C’è un’Europa che fa cabotaggio di porto in porto, cioè di Vertice in Vertice: che prova a lasciarsi alle spalle la crisi e vorrebbe puntare su crescita e lavoro, ma che si sente vincolata al risanamento ed al rigore. E c’è un’Europa che si dice pronta a prendere il largo in mare aperto, facendo rotta su mete lontane, anche se il mare resta grosso e lo scafo, uscito squassato dal fortunale, avrebbe bisogno di rattoppi.

Quale delle due Europe riuscirà ad andare più lontano, è difficile ora dirlo. Quella del cabotaggio rischia poco, ma va avanti piano; e l’equipaggio a bordo, già provato da privazioni e sofferenze, manca d’entusiasmo. Quella del mare aperto può prendere velocità, se s’alza il vento, ma è tutta sinistri scricchiolii; e l’equipaggio è bianco di paura.

L’Europa del cabotaggio era oggi di scena a Roma, dove il presidente del Consiglio europeo Herman Van Rompuy ha avuto incontri istituzionali e un colloquio col premier Enrico Letta.
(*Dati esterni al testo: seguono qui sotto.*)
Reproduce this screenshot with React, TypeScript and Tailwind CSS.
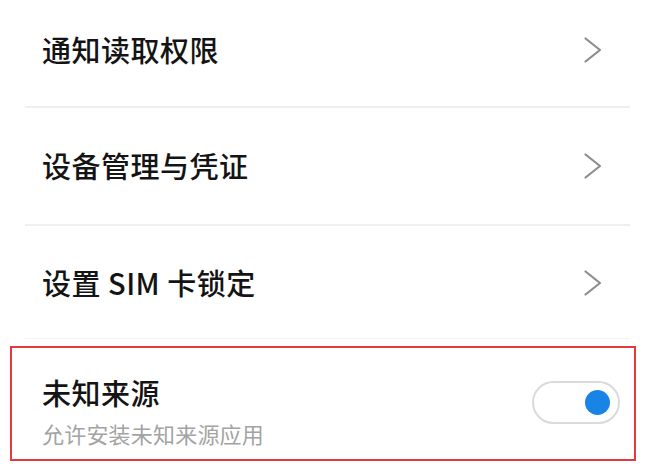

L’Italia –dice Letta- vuole mettere in campo misure per la crescita e per l’occupazione dei giovani, ma stando “entro le regole di bilancio che ci siamo dati” a livello europeo, cioè non sforando il 3% del deficit. L’Unione –dice Van Rompuy- non si sente più minacciata, perché la fiducia dei mercati è tornata, ma resta “fondamentale” perseguire il risanamento dei conti: l’Italia deve andare avanti “sulla via delle riforme e della crescita”.

Messaggi di per sé contraddittori, non tra di loro, ma ciascuno al proprio interno. Van Rompuy e Letta guardano entrambi al Vertice europeo di fine giugno, preparano l’uno un piano europeo sull’occupazione giovanile in cinque punti, l’altro un piano nazionale. Ma entrambi sanno di non avere i mezzi per realizzarli, nell’attuale contesto dei bilanci e delle strategie europee.

L’Europa del mare aperto era di scena ieri a Parigi, dove il presidente francese François Hollande e la cancelliera tedesca Angela Merkel mettono anch’essi la prua su crescita e occupazione, senza però preoccuparsi delle contraddizioni tra rigore e crescita, ma progettando un balzo in avanti istituzionale verso un “governo di Eurolandia” i cui poteri e la cui forma restano da definire.

Forse, è solo un modo di aprire un nuovo cantiere e, quindi, di prendere tempo, in attesa che il voto in Germania il 22 settembre liberi la Merkel da condizionamenti politici a breve termine. Ma c’è almeno una prospettiva di rafforzamento dell’integrazione che rianima gli europeisti superstiti,  pronti a sostenere l’appello di Jacques Delors e Gerhard Schroeder: “Cara Merkel, aiuta l’Europa” ed a chiedere che il Parlamento europeo che uscirà dalle elezioni del maggio 2014 abbia la funzione di “convenzione costituente” per l’Unione politica.